Liberty is a welcomer of copper green,
the sea is a place you long to see.
Palms hold food and water, too,
all these things are on earth for you.

by MC


Here's another MC wrote, inspired by Stonehenge:


Rain was falling on me,
only one place left to go.
Stone.

I sat against the smooth stone,
shaded slightly from the rain.
Alone.

The place seemed erie,
I wondered if anyone was there.
One.

I thought I could hear whispers,
but
it's just my imagination.

I thought I could see figures.
I thought I could feel hands.
I thought I could hear voices.

I thought.
I knew.

I knew there was someone --
no,
it's not my imagination.

I knew I could see figures.
I knew I could feel hands.
I knew I could hear voices.

I knew.
I wondered.

I wondered if it was my imagination --
maybe,
maybe not.

I wondered who the figures were.
I wondered if they were like me.
I wondered what they were trying to say.

I wondered.
I thought.

by MC




Saturday, April 12, 2014

Our Wonderful World.12



Details of my Poetry Month Project can be found here.


Wikipedia



The Empire State Building

A peach kabob1
A home for gods2
At the very tip
Kong loses his grip3

Fourth in height4
Icon of might5
Symmetrically planned
Art deco-ly grand6


©Mary Lee Hahn, 2014





1 In the book James and the Giant Peach, the peach ends its journey with a great squelch atop the pinnacle of the Empire State Building.
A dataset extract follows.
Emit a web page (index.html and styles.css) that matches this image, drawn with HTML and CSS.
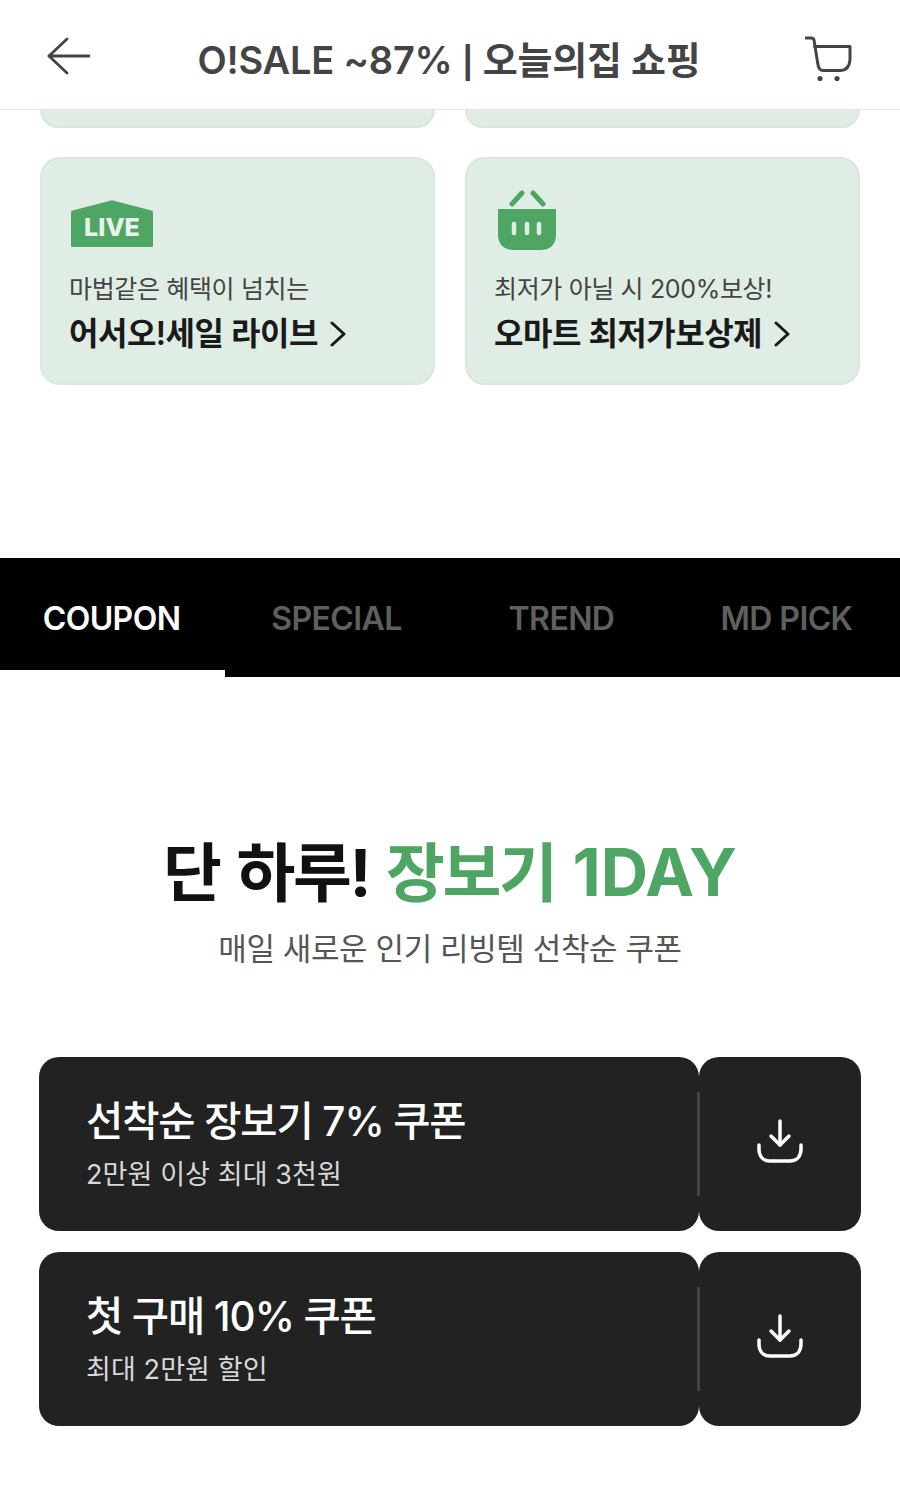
FILE: index.html
```html
<!DOCTYPE html>
<html lang="ko">
<head>
    <meta charset="UTF-8">
    <meta name="viewport" content="width=device-width, initial-scale=1.0">
    <title>O!SALE ~87% | 오늘의집 쇼핑</title>
    <link rel="stylesheet" href="styles.css">
</head>
<body>
    <!-- Top bar -->
    <header class="topbar">
        <svg class="icon-back" width="46" height="40" viewBox="0 0 46 40" fill="none" stroke="#444" stroke-width="2.800" stroke-linecap="round" stroke-linejoin="round">
            <path d="M42 21H2"/>
            <path d="M20 4L2 21l18 17"/>
        </svg>
        <h1 class="topbar-title">O!SALE ~87% <span class="title-pipe">|</span> 오늘의집 쇼핑</h1>
        <svg class="icon-cart" width="48" height="48" viewBox="0 0 48 48" fill="none" stroke="#444" stroke-width="3" stroke-linecap="round" stroke-linejoin="round">
            <path d="M9.500 13.500H45V27Q44 37 36 37.500H18Q14 37.500 13 32L9 7Q8.500 5 6 5H1"/>
            <circle cx="15" cy="45.500" r="2.600" fill="#444" stroke="none"/>
            <circle cx="32" cy="45.500" r="2.600" fill="#444" stroke="none"/>
        </svg>
    </header>

    <!-- Benefit cards, first row is scrolled under the top bar -->
    <section class="benefits">
        <div class="benefit-cut">
            <div class="benefit-stub"></div>
            <div class="benefit-stub"></div>
        </div>
        <div class="benefit-row">
            <a class="benefit-card">
                <div class="benefit-icon">
                    <svg class="icon-live" width="82" height="47" viewBox="0 0 82 47">
                        <path d="M40 .5L1.500 10.500C.5 10.800 0 11.300 0 12.500V45.500C0 46.500.5 47 1.500 47H80.500C81.500 47 82 46.500 82 45.500V12.500C82 11.300 81.500 10.800 80.500 10.500L42 .5C41.300.3 40.700.3 40 .5Z" fill="#4fa564"/>
                        <text class="live-text" x="41" y="36" text-anchor="middle">LIVE</text>
                    </svg>
                </div>
                <p class="benefit-sub">마법같은 혜택이 넘치는</p>
                <p class="benefit-name">어서오!세일 라이브
                    <svg class="icon-chevron" width="16" height="26" viewBox="0 0 16 26" fill="none" stroke="#1a1a1a" stroke-width="3" stroke-linecap="round" stroke-linejoin="round"><path d="M2 2l12 11L2 24"/></svg>
                </p>
            </a>
            <a class="benefit-card">
                <div class="benefit-icon">
                    <svg class="icon-basket" width="60" height="61" viewBox="0 0 60 61">
                        <path d="M15 14L25 3M46 14L36 3" stroke="#4fa564" stroke-width="5" stroke-linecap="round" fill="none"/>
                        <path d="M1 19H59V45C59 54 53 60 44 60H16C7 60 1 54 1 45Z" fill="#4fa564"/>
                        <path d="M17 34V43M30 34V43M42 34V43" stroke="#e0ede5" stroke-width="4.500" stroke-linecap="round" fill="none"/>
                    </svg>
                </div>
                <p class="benefit-sub">최저가 아닐 시 200%보상!</p>
                <p class="benefit-name">오마트 최저가보상제
                    <svg class="icon-chevron" width="16" height="26" viewBox="0 0 16 26" fill="none" stroke="#1a1a1a" stroke-width="3" stroke-linecap="round" stroke-linejoin="round"><path d="M2 2l12 11L2 24"/></svg>
                </p>
            </a>
        </div>
    </section>

    <!-- Tabs -->
    <nav class="tabs">
        <a class="tab active">COUPON</a>
        <a class="tab">SPECIAL</a>
        <a class="tab">TREND</a>
        <a class="tab">MD PICK</a>
    </nav>

    <!-- Coupons -->
    <section class="coupons">
        <h2 class="coupons-title">단 하루! <span class="green">장보기 <span class="latin">1DAY</span></span></h2>
        <p class="coupons-sub">매일 새로운 인기 리빙템 선착순 쿠폰</p>

        <div class="coupon">
            <div class="coupon-info">
                <p class="coupon-name">선착순 장보기 7% 쿠폰</p>
                <p class="coupon-desc">2만원 이상 최대 3천원</p>
            </div>
            <button class="coupon-btn">
                <svg width="46" height="46" viewBox="0 0 46 46" fill="none" stroke="#fff" stroke-width="3.500" stroke-linecap="round" stroke-linejoin="round">
                    <path d="M23 3V27"/>
                    <path d="M14 18l9 9 9-9"/>
                    <path d="M2 27V31C2 38 6 43 13 43H33C40 43 44 38 44 31V27"/>
                </svg>
            </button>
        </div>

        <div class="coupon">
            <div class="coupon-info">
                <p class="coupon-name">첫 구매 10% 쿠폰</p>
                <p class="coupon-desc">최대 2만원 할인</p>
            </div>
            <button class="coupon-btn">
                <svg width="46" height="46" viewBox="0 0 46 46" fill="none" stroke="#fff" stroke-width="3.500" stroke-linecap="round" stroke-linejoin="round">
                    <path d="M23 3V27"/>
                    <path d="M14 18l9 9 9-9"/>
                    <path d="M2 27V31C2 38 6 43 13 43H33C40 43 44 38 44 31V27"/>
                </svg>
            </button>
        </div>
    </section>
</body>
</html>
```

FILE: styles.css
```css
* {
    box-sizing: border-box;
}
body {
    margin: 0;
    background: #fff;
    font-family: Inter, "Noto Sans CJK KR", sans-serif;
    color: #1a1a1a;
}
p, h1, h2 {
    margin: 0;
}
.topbar {
    height: 110px;
    display: flex;
    align-items: center;
    justify-content: space-between;
    padding: 0 47px;
    border-bottom: 1px solid #e4e4e4;
}
.icon-back {
    flex: none;
}
.icon-cart {
    flex: none;
    margin-top: 4px;
}
.topbar-title {
    font-size: 38px;
    font-weight: 600;
    color: #444;
    letter-spacing: -0.2px;
    white-space: nowrap;
    margin-top: 5px;
}
.title-pipe {
    font-size: 31px;
    font-weight: 700;
}
.benefits {
    padding: 0 40px;
    height: 448px;
}
.benefit-cut {
    display: grid;
    grid-template-columns: 395px 395px;
    gap: 30px;
    height: 18px;
}
.benefit-stub {
    background: #e0ede5;
    border: 2px solid #d9e8df;
    border-top: none;
    border-radius: 0 0 20px 20px;
}
.benefit-row {
    display: grid;
    grid-template-columns: 395px 395px;
    gap: 30px;
    margin-top: 29px;
}
.benefit-card {
    height: 228px;
    background: #e0ede5;
    border: 2px solid #d9e8df;
    border-radius: 20px;
    padding: 31px 27px 0;
    display: block;
}
.benefit-icon {
    height: 61px;
    display: flex;
    align-items: flex-end;
}
.icon-live {
    margin-left: 2px;
    margin-bottom: 4px;
}
.live-text {
    font-size: 25px;
    font-weight: 800;
    letter-spacing: 0;
    fill: #e8f3ec;
}
.icon-basket {
    margin-left: 3px;
}
.benefit-sub {
    font-size: 25px;
    line-height: 36px;
    margin-top: 20px;
    color: #444;
    letter-spacing: -0.35px;
    white-space: nowrap;
}
.benefit-name {
    font-size: 32px;
    line-height: 44px;
    font-weight: 600;
    margin-top: 5px;
    letter-spacing: -0.5px;
    color: #1a1a1a;
    white-space: nowrap;
    display: flex;
    align-items: center;
    gap: 12px;
}
.tabs {
    height: 119px;
    background: #000;
    display: grid;
    grid-template-columns: repeat(4, 225px);
}
.tab {
    height: 119px;
    display: flex;
    align-items: center;
    justify-content: center;
    padding: 2px 2px 0 0;
    font-size: 32px;
    font-weight: 600;
    color: #5f5f5f;
    letter-spacing: -0.6px;
}
.tab.active {
    color: #fff;
    padding-top: 9px;
    border-bottom: 7px solid #fff;
}
.coupons {
    padding: 156px 39px 0;
}
.coupons-title {
    font-size: 64px;
    line-height: 80px;
    font-weight: 700;
    text-align: center;
    letter-spacing: -2.300px;
    word-spacing: 4px;
    color: #111;
    white-space: nowrap;
}
.latin {
    font-size: 65.500px;
    letter-spacing: 0;
}
.green {
    color: #4fa564;
}
.coupons-sub {
    font-size: 31px;
    line-height: 44px;
    margin-top: 14px;
    text-align: center;
    color: #555;
    letter-spacing: -0.4px;
}
.coupon {
    display: flex;
    height: 174px;
    margin-top: 21px;
}
.coupons-sub + .coupon {
    margin-top: 86px;
}
.coupon-info {
    width: 660px;
    background: #222;
    border-radius: 20px;
    padding: 39px 47px 0;
}
.coupon-name {
    font-size: 40.500px;
    line-height: 52px;
    font-weight: 500;
    color: #fff;
    letter-spacing: -1.100px;
}
.coupon-desc {
    font-size: 27px;
    line-height: 38px;
    margin-top: 8px;
    color: #d8d8d8;
    letter-spacing: 0.1px;
}
.coupon-btn {
    position: relative;
    width: 162px;
    background: #222;
    border: none;
    border-radius: 20px;
    padding: 0;
    display: flex;
    align-items: center;
    justify-content: center;
}
.coupon-btn svg {
    margin-bottom: 6px;
}
.coupon-btn::before {
    content: "";
    position: absolute;
    left: -2px;
    top: 35px;
    bottom: 35px;
    width: 3px;
    background: #444;
}
```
2 In Rick Riordan's Percy Jackson series, Mount Olympus is the Empire State Building.


3 King Kong tried to escape his captors by climbing the Empire State Building, but it didn't work out the way he planned.

4 In North America...for the time being.

5 The nickname of the state of New York is "The Empire State," a reference to its wealth and resources.

The Empire State Building's art deco style is typical of pre-WWII architecture in New York City.



Carol's "Edgewalk" from yesterday's CN Tower is a must-read at Carol's Corner.

Kevin annotated his poem for today, "Empires Rise and Fall," on Poetry Genius. (He is one, by the way.)